An Albany woman has plumbed the lowest depths and climbed high peaks in a battle with the bottle.

Chelle Fisher spent 23 years struggling with drug and alcohol addiction but has now kicked those habits and this month climbed eight peaks in West Australia’s south to help people escaping domestic violence.

Ms Fisher turned to alcohol and drugs as a child after experiencing family violence.

“I go hiking every year,” the 43-year-old said.

“Part of my sobriety, or how I got sober, was basically instead of drinking that six-pack of an afternoon, I replaced that with going for a hike.”

It is now eight years since Ms Fisher had her last drink and she challenged herself to scale eight mountains in eight days to celebrate.

“I started at the age of 13,” she said.

“I started because that was my coping mechanism. I was going through a lot of family domestic violence.

“My coping was drugs and alcohol. So I battled with that addiction for 23 years.”

Some days it was more than a six-pack.

“It was half a carton and I was functioning. I was a functioning alcoholic; I started a business, I was a mum — I had to run a household,” she said.

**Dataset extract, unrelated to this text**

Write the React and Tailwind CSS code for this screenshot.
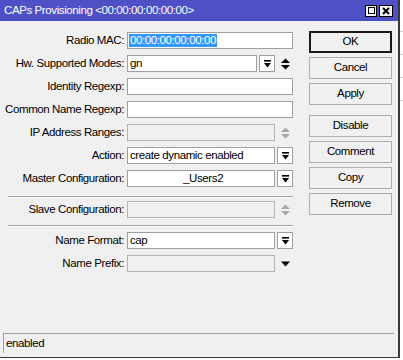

But it couldn’t go on forever.

A woman giving peace sign
Chelle Fisher now uses hiking as an alternative to drinking.(Supplied: Chelle Fisher)

Starting new, healthy habits

Tired of waking up feeling like hell, Ms Fisher started to make changes.

“There’s so much that I don’t remember, which is sad. Because I got married, I had two children and I was kind of just on autopilot,” she said.

“I wasn’t really living, I was just kind of surviving.

“It was in my early 20s, probably about eight years later, that I sort of started to realise, ‘Hey, there’s got to be more to life than what I’m doing’.

“Slowly and surely, I began to creep out of the hole that I was in and find my way.”

It was July 2014 and a “mother of all hangovers” got Ms Fisher off the couch and onto the mountains.

“I was so badly hungover. It was very scary. And I just said, ‘No more’. And it was easier when I made that choice,” she said.

“And that’s when I was able to start [to] just get out and hike.”

Ms Fisher said challenging any negative thoughts helped her along her new path.

“I also had to remind myself that this was a pattern,” she said.

“It wasn’t so much that I was weak, it was just a pattern that I was playing over and over because I didn’t know anything else.

“So I had to give myself something else, which was hiking.”

A woman on a mountain
Chelle Fisher has been raising funds to support other family violence survivors.(Supplied: Chelle Fisher)

Peaks raise money and awareness

Over eight days, Ms Fisher climbed eight mountains in the Great Southern. She started with Mt Hallowell near Denmark and finished with Mt Frankland near Walpole.